Estas palavras, que foram uma resposta a Paulo Portas que lembrou ter desafiado o primeiro-ministro a demitir-se no debate do estado da Nação em Julho, contrariam a ameaça que fez publicamente na semana passada, quando disse que não teria condições para governar se o Orçamento do Estado (OE) não fosse aprovado.
Esta aparente contradição levou fonte do gabinete do primeiro-ministro a reafirmar que a ameaça de demissão se mantém e que as declarações apenas se ref-eriam ao passado.
Um dia depois de ter apresentado as linhas gerais do OE para o próximo ano, recheadas de austeridade e de cortes na despesa, Sócrates quase nada esclareceu sobre as medidas anunciadas.
Com o ministro Teixeira dos Santos ausente, em Bruxelas, a retórica política foi a única resposta que o chefe do Governo teve na ponta da língua para (não) esclarecer as dúvidas dos deputados.
Do pingue-pongue político com a Oposição ficou claro que Sócrates elegeu o PSD como parceiro para garantir a viabilização do OE. Foi para Miguel Macedo, o líder da bancada social-democrata, que se virou para falar de "responsabilidade política".

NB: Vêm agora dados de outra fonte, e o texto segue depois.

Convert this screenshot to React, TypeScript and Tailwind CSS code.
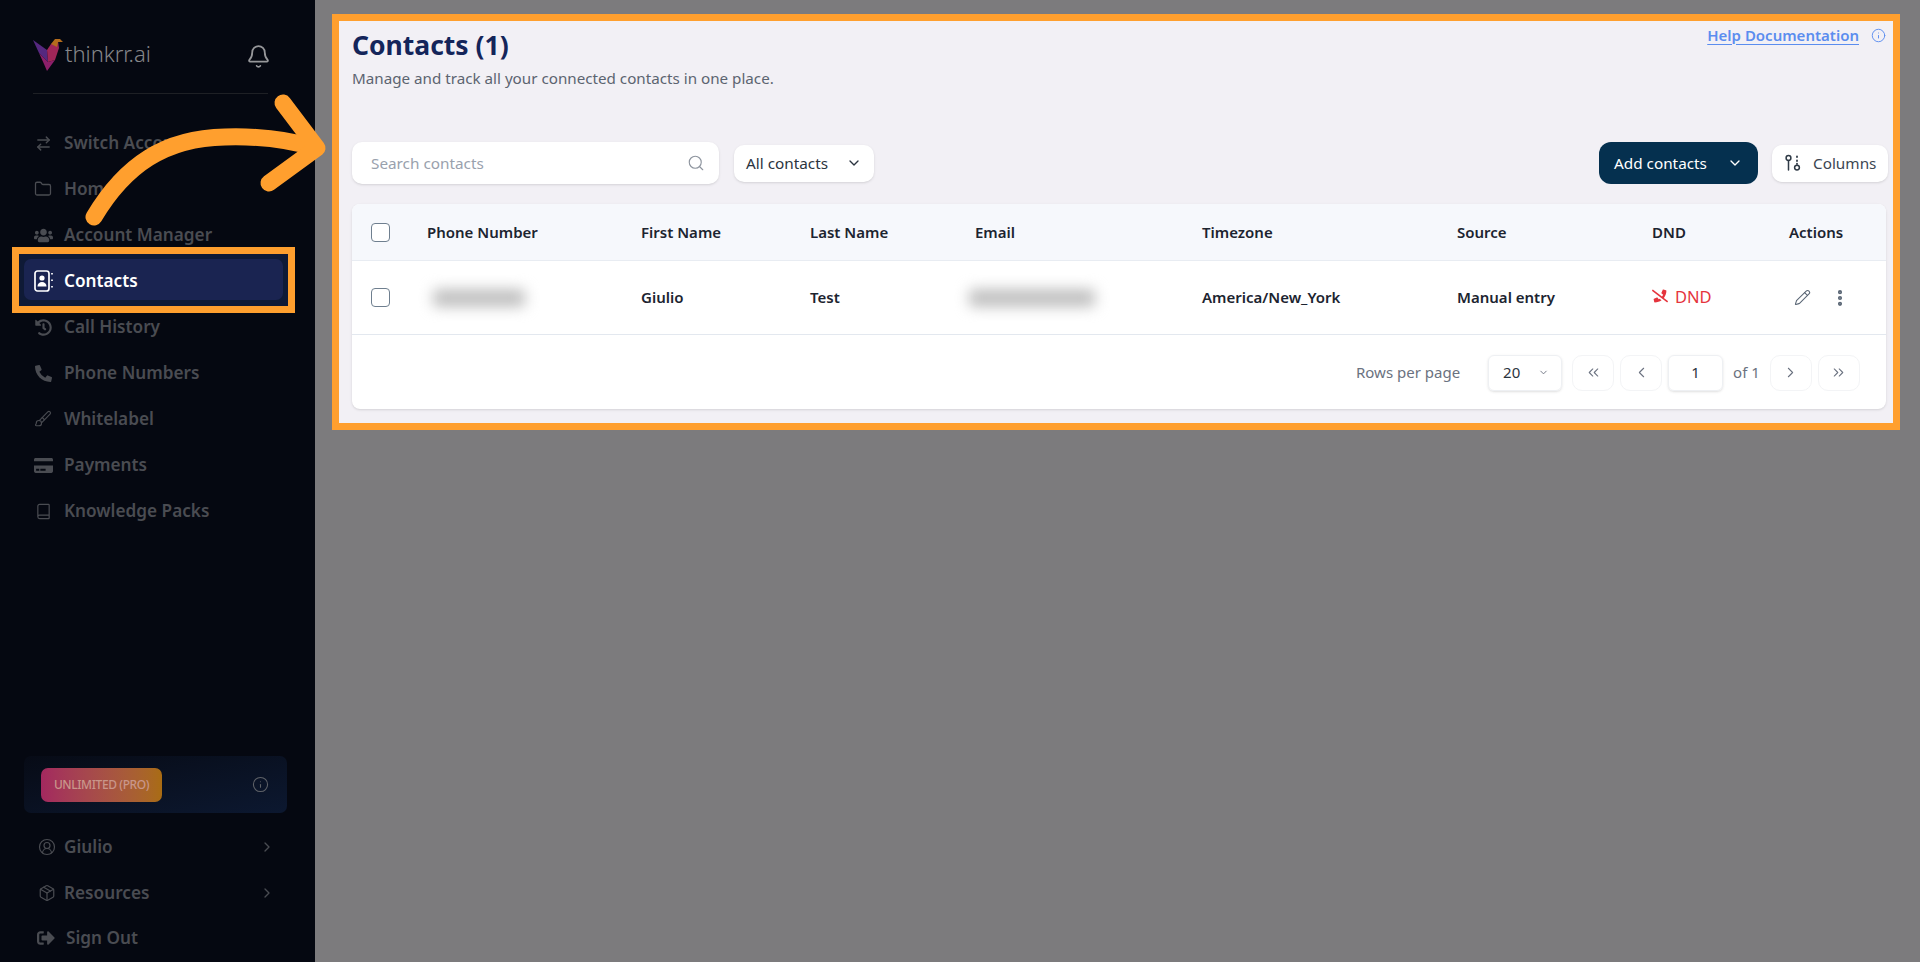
import { ArrowRightLeft, Bell, Book, Brush, ChevronDown, ChevronLeft, ChevronRight, ChevronsLeft, ChevronsRight, CircleUserRound, EllipsisVertical, Folder, Info, Package, Pencil, Search } from 'lucide-react';
import { FaCreditCard, FaHistory, FaPhoneAlt, FaPhoneSlash, FaSignOutAlt, FaUsers } from 'react-icons/fa';
import type { ReactNode } from 'react';

const tableGrid = 'grid grid-cols-[56px_214px_169px_165px_227px_255px_195px_137px_1fr] items-center pl-[19px]';

function Logo() {
  return (
    <svg width="30" height="34" viewBox="0 0 30 34" className="shrink-0">
      <polygon points="0,2 14,12 15,24 6,15" fill="#55287f" />
      <polygon points="6,15 15,24 22,22 14,33 11,26" fill="#8c1f6a" />
      <polygon points="15,24 14,12 18,6 25,3 26,10 22,22" fill="#a02658" />
      <polygon points="18,6 22,1 27,1 30,4 25,4 24,9" fill="#b46c1c" />
    </svg>
  );
}

function ContactBookIcon() {
  return (
    <svg width="19" height="22" viewBox="0 0 19 22" fill="none" stroke="currentColor" strokeWidth="1.7">
      <rect x="1" y="1" width="14" height="20" rx="2.5" />
      <circle cx="8" cy="8" r="2.6" fill="currentColor" stroke="none" />
      <path d="M3.5 16.5c0-3 2-4.5 4.5-4.5s4.5 1.5 4.5 4.5z" fill="currentColor" stroke="none" />
      <path d="M18 3v3M18 9.5v3M18 16v3" strokeDasharray="1.6 1.4" />
    </svg>
  );
}

function ColumnsIcon() {
  return (
    <svg width="18" height="18" viewBox="0 0 18 18" fill="none" stroke="#2f3a46" strokeWidth="1.5">
      <circle cx="4.5" cy="4" r="2.4" />
      <path d="M4.5 6.4V16" strokeLinecap="round" />
      <circle cx="13" cy="13.6" r="2.4" />
      <path d="M13 2.4v.6M13 6.4v.6M13 9.6v.4" strokeLinecap="round" strokeWidth="1.8" />
    </svg>
  );
}

function NavItem({ icon, label }: { icon: ReactNode; label: string }) {
  return (
    <div className="flex h-[46px] items-center text-[#4a4c52]">
      <div className="flex w-[20px] justify-center">{icon}</div>
      <span className="ml-[11px] text-[17.2px] font-semibold">{label}</span>
    </div>
  );
}

function Sidebar() {
  return (
    <aside className="flex h-[962px] w-[315px] shrink-0 flex-col bg-[#050811]">
      <div className="ml-[33px] mr-[47px] flex items-center justify-between border-b border-[#1e2025] pt-[38px] pb-[21px]">
        <div className="flex items-start">
          <Logo />
          <span className="ml-[2px] text-[22px] font-light leading-[30px] text-[#85868a]">thinkrr.ai</span>
        </div>
        <Bell size={25} strokeWidth={1.7} className="mt-[3px] mr-[-3px] text-[#96979a]" />
      </div>

      <nav className="ml-[33px] mt-[26px] flex flex-col">
        <NavItem icon={<ArrowRightLeft size={17} strokeWidth={2} />} label="Switch Account" />
        <NavItem icon={<Folder size={18} strokeWidth={1.7} />} label="Home" />
        <NavItem icon={<FaUsers size={19} />} label="Account Manager" />
        <div className="relative flex h-[46px] items-center text-white">
          {/* highlighted item with the tutorial frame on top */}
          <div className="absolute left-[-21px] top-[-11px] h-[66px] w-[283px] border-[7px] border-[#ff9f2e] bg-[#0f1a36]" />
          <div className="absolute left-[-9px] top-[1px] h-[41px] w-[259px] rounded-[7px] bg-[#1a2451]" />
          <div className="relative flex w-[20px] justify-center"><ContactBookIcon /></div>
          <span className="relative ml-[11px] text-[17.2px] font-semibold">Contacts</span>
        </div>
        <NavItem icon={<FaHistory size={17} />} label="Call History" />
        <NavItem icon={<FaPhoneAlt size={17} />} label="Phone Numbers" />
        <NavItem icon={<Brush size={18} strokeWidth={1.5} />} label="Whitelabel" />
        <NavItem icon={<FaCreditCard size={19} />} label="Payments" />
        <NavItem icon={<Book size={17} strokeWidth={1.7} />} label="Knowledge Packs" />
      </nav>

      <div className="mx-[24px] mt-auto flex h-[57px] w-[263px] items-center justify-between rounded-[7px] bg-gradient-to-br from-[#070b16] to-[#0c1830] pl-[17px] pr-[18px]">
        <div className="flex h-[34px] w-[121px] items-center justify-center rounded-[7px] bg-gradient-to-r from-[#a3285f] to-[#a96c12] text-[12px] font-medium tracking-[-0.4px] text-[#c9968a]">
          UNLIMITED (PRO)
        </div>
        <Info size={17} strokeWidth={1.5} className="text-[#5f6268]" />
      </div>

      <div className="mt-[11px] flex h-[46px] items-center pl-[38px] pr-[40px] text-[#4a4c52]">
        <CircleUserRound size={18} strokeWidth={1.6} />
        <span className="ml-[8px] text-[17.2px] font-semibold">Giulio</span>
        <ChevronRight size={16} className="ml-auto" />
      </div>
      <div className="flex h-[46px] items-center pl-[38px] pr-[40px] text-[#4a4c52]">
        <Package size={18} strokeWidth={1.6} />
        <span className="ml-[8px] text-[17.2px] font-semibold">Resources</span>
        <ChevronRight size={16} className="ml-auto" />
      </div>
      <div className="mb-[2px] flex h-[44px] items-center pl-[37px] text-[#4a4c52]">
        <FaSignOutAlt size={18} />
        <span className="ml-[11px] text-[17.2px] font-semibold">Sign Out</span>
      </div>
    </aside>
  );
}

function PageButton({ children }: { children: ReactNode }) {
  return (
    <div className="flex h-[36px] w-[42px] items-center justify-center rounded-[10px] border border-[#f3f4f6] text-[#6b7280]">
      {children}
    </div>
  );
}

function ContactsPanel() {
  return (
    <section className="ml-[17px] mr-[20px] mt-[14px] h-[416px] border-[7px] border-[#ff9f2e] bg-[#f2f0f5] pl-[13px] pr-[7px]">
      <div className="flex items-start justify-between">
        <div>
          <h1 className="mt-[6px] text-[26.5px] font-bold leading-[36px] text-[#14255a]">Contacts (1)</h1>
          <p className="mt-[3px] text-[15.2px] leading-[24px] text-[#5c6470]">Manage and track all your connected contacts in one place.</p>
        </div>
        <div className="mt-[6px] flex items-center text-[#5b8def]">
          <a className="text-[15px] font-semibold leading-[17px] underline decoration-1 underline-offset-[3px]">Help Documentation</a>
          <Info size={15} strokeWidth={1.5} className="ml-[12px]" />
        </div>
      </div>

      <div className="mt-[52px] flex items-center">
        <div className="flex h-[42px] w-[367px] items-center justify-between rounded-[10px] bg-white pl-[19px] pr-[14px] shadow-sm">
          <span className="text-[15.3px] text-[#99a1ad]">Search contacts</span>
          <Search size={18} strokeWidth={1.5} className="text-[#8d949e]" />
        </div>
        <div className="ml-[15px] flex h-[37px] w-[140px] items-center rounded-[10px] bg-white pl-[12px] shadow-sm">
          <span className="text-[15.3px] text-[#2b3440]">All contacts</span>
          <ChevronDown size={16} strokeWidth={2} className="ml-[18px] text-[#2b3440]" />
        </div>
        <div className="ml-auto flex h-[42px] w-[159px] items-center rounded-[12px] bg-[#05304f] pl-[15px] text-white">
          <span className="text-[15.3px]">Add contacts</span>
          <ChevronDown size={16} strokeWidth={2} className="ml-[20px]" />
        </div>
        <div className="ml-[14px] mr-[-2px] flex h-[37px] w-[116px] items-center rounded-[10px] bg-white pl-[12px] shadow-sm">
          <ColumnsIcon />
          <span className="ml-[11px] text-[15.3px] text-[#3c4652]">Columns</span>
        </div>
      </div>

      <div className="mt-[20px] h-[205px] overflow-hidden rounded-[8px] bg-white shadow">
        <div className={`${tableGrid} h-[57px] border-b border-[#e8ecf2] bg-[#f6f8fc] text-[15px] font-semibold text-[#1c2430]`}>
          <div className="h-[19px] w-[19px] rounded-[4px] border-[1.5px] border-[#6f7f8f] bg-white" />
          <div>Phone Number</div>
          <div>First Name</div>
          <div>Last Name</div>
          <div>Email</div>
          <div>Timezone</div>
          <div>Source</div>
          <div>DND</div>
          <div>Actions</div>
        </div>
        <div className={`${tableGrid} h-[74px] border-b border-[#e3e8ef] text-[15px] font-semibold text-[#1c2430]`}>
          <div className="h-[19px] w-[19px] rounded-[4px] border-[1.5px] border-[#6f7f8f] bg-white" />
          <div className="ml-[6px] h-[18px] w-[92px] rounded bg-[#c0c0c0] blur-[7px]" />
          <div>Giulio</div>
          <div>Test</div>
          <div className="ml-[-6px] h-[18px] w-[126px] rounded bg-[#c0c0c0] blur-[7px]" />
          <div>America/New_York</div>
          <div>Manual entry</div>
          <div className="flex items-center text-[#e5343d]">
            <FaPhoneSlash size={16} className="mt-[-4px]" />
            <span className="ml-[7px] text-[16.5px] font-normal">DND</span>
          </div>
          <div className="flex items-center text-[#5a6675]">
            <Pencil size={17} strokeWidth={1.5} className="ml-[5px]" />
            <EllipsisVertical size={20} strokeWidth={3} className="ml-[19px]" />
          </div>
        </div>
        <div className="flex h-[74px] items-center pt-[1px] pl-[1004px] text-[15px] text-[#6b7280]">
          <span className="whitespace-nowrap">Rows per page</span>
          <div className="ml-[28px] flex h-[36px] w-[74px] shrink-0 items-center rounded-[6px] border border-[#eef0f3] pl-[14px] text-[#2b3440] shadow-sm">
            <span>20</span>
            <ChevronDown size={11} className="ml-[18px] text-[#6b7280]" />
          </div>
          <div className="ml-[10px] flex shrink-0 items-center gap-[6px]">
            <PageButton><ChevronsLeft size={17} strokeWidth={1.5} /></PageButton>
            <PageButton><ChevronLeft size={17} strokeWidth={1.5} /></PageButton>
            <div className="flex h-[36px] w-[55px] items-center justify-center rounded-[6px] border border-[#eef0f3] text-[#2b3440] shadow-sm">1</div>
          </div>
          <span className="ml-[10px] mr-[10px] whitespace-nowrap">of 1</span>
          <div className="flex shrink-0 items-center gap-[6px]">
            <PageButton><ChevronRight size={17} strokeWidth={1.5} /></PageButton>
            <PageButton><ChevronsRight size={17} strokeWidth={1.5} /></PageButton>
          </div>
        </div>
      </div>
    </section>
  );
}

export default function App() {
  return (
    <div className="relative flex h-[962px] w-[1920px] overflow-hidden bg-[#7c7b7d] font-['Noto_Sans',sans-serif]">
      <Sidebar />
      <main className="min-w-0 flex-1">
        <ContactsPanel />
      </main>
      {/* tutorial arrow over the sidebar */}
      <svg className="pointer-events-none absolute left-0 top-0" width="340" height="240" viewBox="0 0 340 240" fill="none" stroke="#ff9f2e" strokeWidth="17" strokeLinecap="round" strokeLinejoin="round">
        <path d="M94 217C125 165 165 138 225 137C258 136 290 140 316 148" />
        <path d="M283 103L317 148L269 183" />
      </svg>
    </div>
  );
}
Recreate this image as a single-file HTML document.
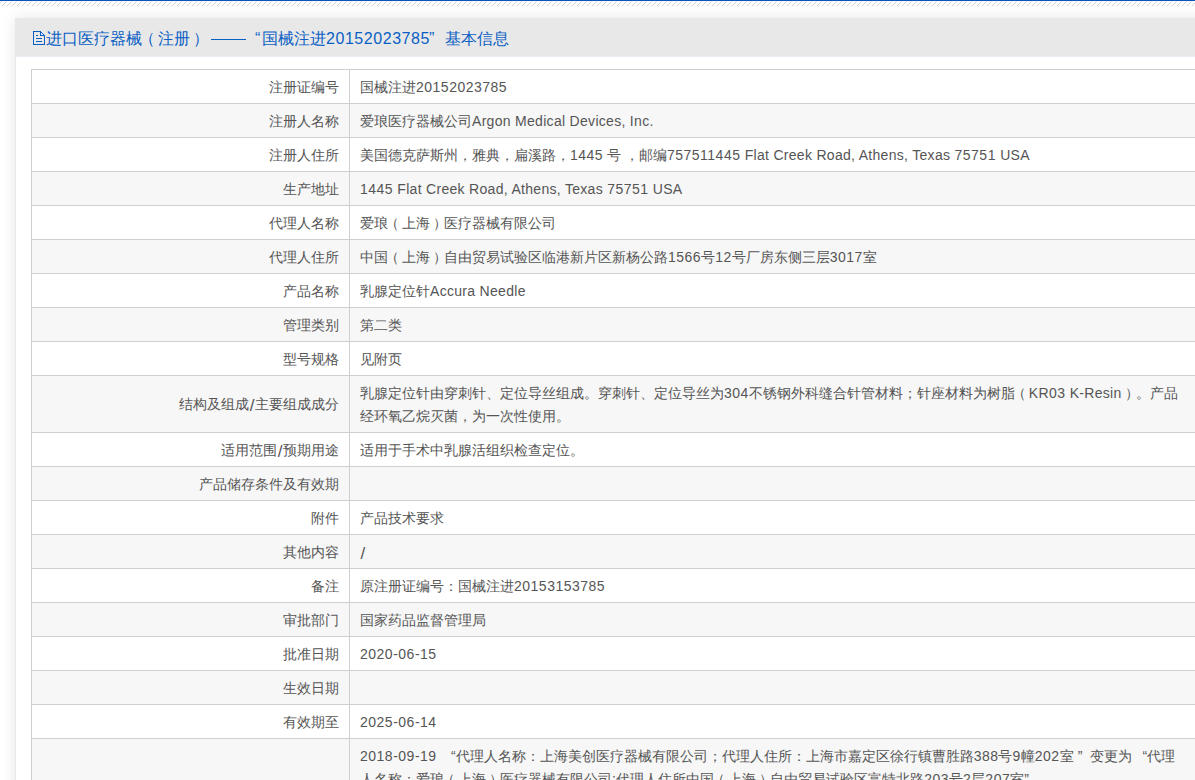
<!DOCTYPE html>
<html><head><meta charset="utf-8">
<style>
html,body{margin:0;padding:0;background:#fff;overflow:hidden;}
body{width:1195px;height:780px;position:relative;font-family:"Liberation Sans",sans-serif;color:#555;}
#topline{position:absolute;left:0;top:0;width:1195px;height:1px;background:#0a52bc;}
#hatch{position:absolute;left:0;top:1px;}
#box{position:absolute;left:15px;top:18px;width:1400px;height:900px;background:#fff;box-shadow:0 0 14px rgba(0,0,0,0.10);}
#hdr{position:absolute;left:15px;top:18px;width:1400px;height:38px;background:#e8e8e8;border-bottom:1px solid #e9ecf3;}
#lb{position:absolute;left:15px;top:57px;width:1px;height:800px;background:#e9e9e9;}
.tt{position:absolute;top:20px;height:38px;line-height:38px;font-size:16px;color:#0a5fc4;white-space:nowrap;}
#icon{position:absolute;left:0;top:0;}
table{position:absolute;left:31px;top:69px;border-collapse:collapse;width:1380px;font-size:14px;}
td{border:1px solid #cfcfcf;padding:6px 10px 4px;line-height:23px;white-space:nowrap;vertical-align:middle;}
td.l{width:297px;text-align:right;}
tr:nth-child(even) td{background:#f7f7f7;}
.e{letter-spacing:0.3px;}
.sl{font-size:17px;line-height:0;position:relative;top:2px;margin:0 0.5px;}
.lp{position:relative;left:-3px;}
.rp{position:relative;left:3px;}
.qa{display:inline-block;width:19px;text-align:right;}
.qc{display:inline-block;width:15px;text-align:right;}
i.d{font-style:normal;letter-spacing:0.5px;}
.qb{display:inline-block;width:16.5px;text-align:left;padding-left:4px;box-sizing:border-box;}
</style></head><body>
<div id="topline"></div>
<svg id="hatch" width="1195" height="5"><defs><pattern id="hp" width="5" height="5" patternUnits="userSpaceOnUse">
<rect x="1" y="0" width="1" height="1" fill="#ebe6df"/><rect x="0" y="1" width="1" height="1" fill="#d2d2d2"/><rect x="4" y="2" width="1" height="1" fill="#d2d2d2"/><rect x="3" y="3" width="1" height="1" fill="#d2d2d2"/><rect x="2" y="4" width="1" height="1" fill="#d2d2d2"/>
</pattern></defs><rect width="1195" height="5" fill="url(#hp)"/></svg>
<div id="box"></div>
<div id="hdr"></div><div id="lb"></div>
<svg id="icon" width="60" height="60" shape-rendering="crispEdges" fill="#0a5fc4">
<rect x="33" y="31" width="1" height="14"/>
<rect x="33" y="44" width="12" height="1"/>
<rect x="44" y="35" width="1" height="10"/>
<rect x="33" y="31" width="8" height="1"/>
<rect x="40" y="31" width="1" height="5"/>
<rect x="40" y="35" width="5" height="1"/>
<rect x="41" y="32" width="1" height="1"/>
<rect x="42" y="33" width="1" height="1"/>
<rect x="43" y="34" width="1" height="1"/>
<rect x="36" y="35" width="2" height="1"/>
<rect x="36" y="38" width="6" height="1"/>
<rect x="36" y="41" width="6" height="1"/>
</svg>
<div class="tt" style="left:46px">进口医疗器械</div>
<div class="tt" style="left:139px">（</div>
<div class="tt" style="left:158px">注册</div>
<div class="tt" style="left:193px">）</div>
<div style="position:absolute;left:211px;top:39px;width:35px;height:1px;background:#0a5fc4"></div>
<div class="tt" style="left:255px">“</div>
<div class="tt" style="left:262px">国械注进<span style="letter-spacing:0.55px">20152023785</span></div>
<div class="tt" style="left:429px">”</div>
<div class="tt" style="left:445px">基本信息</div>
<table>
<tr><td class="l">注册证编号</td><td class="v">国械注进<span class="e"><i class="d">20152023785</i></span></td></tr>
<tr><td class="l">注册人名称</td><td class="v">爱琅医疗器械公司<span class="e">Argon Medical Devices, Inc.</span></td></tr>
<tr><td class="l">注册人住所</td><td class="v">美国德克萨斯州，雅典，扁溪路，<span class="e"><i class="d">1445</i></span> 号 ，邮编<span class="e"><i class="d">757511445</i> Flat Creek Road, Athens, Texas <i class="d">75751</i> USA</span></td></tr>
<tr><td class="l">生产地址</td><td class="v"><span class="e"><i class="d">1445</i> Flat Creek Road, Athens, Texas <i class="d">75751</i> USA</span></td></tr>
<tr><td class="l">代理人名称</td><td class="v">爱琅<span class="lp">（</span>上海<span class="rp">）</span>医疗器械有限公司</td></tr>
<tr><td class="l">代理人住所</td><td class="v">中国<span class="lp">（</span>上海<span class="rp">）</span>自由贸易试验区临港新片区新杨公路<span class="e"><i class="d">1566</i></span>号<span class="e"><i class="d">12</i></span>号厂房东侧三层<span class="e"><i class="d">3017</i></span>室</td></tr>
<tr><td class="l">产品名称</td><td class="v">乳腺定位针<span class="e">Accura Needle</span></td></tr>
<tr><td class="l">管理类别</td><td class="v">第二类</td></tr>
<tr><td class="l">型号规格</td><td class="v">见附页</td></tr>
<tr><td class="l" style="padding:5px 10px 5px">结构及组成<span class="sl">/</span>主要组成成分</td><td class="v">乳腺定位针由穿刺针、定位导丝组成。穿刺针、定位导丝为<span class="e"><i class="d">304</i></span>不锈钢外科缝合针管材料；针座材料为树脂<span class="lp">（</span><span class="e">KR<i class="d">03</i> K-Resin</span><span class="rp">）</span>。产品<br>经环氧乙烷灭菌，为一次性使用。</td></tr>
<tr><td class="l">适用范围<span class="sl">/</span>预期用途</td><td class="v">适用于手术中乳腺活组织检查定位。</td></tr>
<tr><td class="l">产品储存条件及有效期</td><td class="v"></td></tr>
<tr><td class="l">附件</td><td class="v">产品技术要求</td></tr>
<tr><td class="l">其他内容</td><td class="v"><span class="sl">/</span></td></tr>
<tr><td class="l">备注</td><td class="v">原注册证编号：国械注进<span class="e"><i class="d">20153153785</i></span></td></tr>
<tr><td class="l">审批部门</td><td class="v">国家药品监督管理局</td></tr>
<tr><td class="l">批准日期</td><td class="v"><span class="e"><i class="d">2020-06-15</i></span></td></tr>
<tr><td class="l">生效日期</td><td class="v"></td></tr>
<tr><td class="l">有效期至</td><td class="v"><span class="e"><i class="d">2025-06-14</i></span></td></tr>
<tr><td class="l" style="padding:5px 10px 5px"></td><td class="v"><span class="e"><i class="d">2018-09-19</i></span><span class="qa">“</span>代理人名称：上海美创医疗器械有限公司；代理人住所：上海市嘉定区徐行镇曹胜路<span class="e"><i class="d">388</i></span>号<span class="e"><i class="d">9</i></span>幢<span class="e"><i class="d">202</i></span>室<span class="qb">”</span>变更为<span class="qc">“</span>代理<br>人名称：爱琅<span class="lp">（</span>上海<span class="rp">）</span>医疗器械有限公司<span class="e">;</span>代理人住所中国<span class="lp">（</span>上海<span class="rp">）</span>自由贸易试验区富特北路<span class="e"><i class="d">203</i></span>号<span class="e"><i class="d">2</i></span>层<span class="e"><i class="d">207</i></span>室”</td></tr>
</table>
</body></html>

"Não podem sequer pensar em não aprovar o Orçamento do Estado. Seria agora contra o interesse nacional."
Com esta frase, Sócrates vincou a insistência (a que se juntou Francisco Assis) em desafiar o PSD a anunciar a posição que terá em relação ao OE. Mas não conseguiu mais do que pequenos sinais que Miguel Macedo envolveu numa linguagem dura.
"No tempo próprio, quando o Governo apresentar a proposta de OE, o PSD dirá qual será o seu sentido de voto", afirmou o deputado, assegurando que dois princípios vão nortear a opção do partido. São eles: o da responsabilidade e o da coerência, "sempre em nome do interesse nacional". A seguir, recordou que o partido sempre defendeu cortes na despesa.
Quanto ao aumento de impostos, Macedo usou expressões duras para questionar o primeiro-ministro, mas na tónica da execução orçamental de 2010. Começou por acusar Sócrates de fazer um discurso próprio de alguém "politicamente inimputável".
"Até à semana passada, dizia que estava tudo bem, tudo em linha com o que estava orçamentado. O que é que correu mal?
Quantifique. O que é que falhou do lado da receita e o que falhou, em concreto, do lado da despesa?" Macedo ficou sem resposta.
Auto-elogio e submarinos
Mais à frente do debate, já confrontado pelos outros dirigentes da Oposição, Sócrates preferiu usar o tom do auto-elogio por ter tomado medidas corajosas , comparando-se a Mário Soares, que "já esteve aqui em 1977 e 1983 a ouvir o mesmo que eu ouvi".
"O pagamento dos submarinos que Paulo Portas comprou" foi a justificação que Sócrates usou para defender a necessidade da receita extraordinária resultante do fundo de pensões da PT.
Na discussão, que levou o líder do CDS-PP a lembrar que a decisão já vinha de um governo socialistas, envolveu-se Francisco Louçã que quis saber em que será aplicado o fundo da PT e lembrou "que dará para cinco submarinos".
Ainda à Esquerda, o líder do PCP contestou os cortes nos apoios sociais e nos salários na Administração Pública.
"São 90% de cortes nos rendimento do trabalho e 1% para o capital", acentuou Jerónimo de Sousa. Pelos Verdes, Heloísa Apolónia chamou a atenção para a falta de soluções para estimular a produção.
No final, Sócrates deixou claro que não conta com a Oposição de Esquerda, nem com o CDS-PP, para viabilizarem o OE.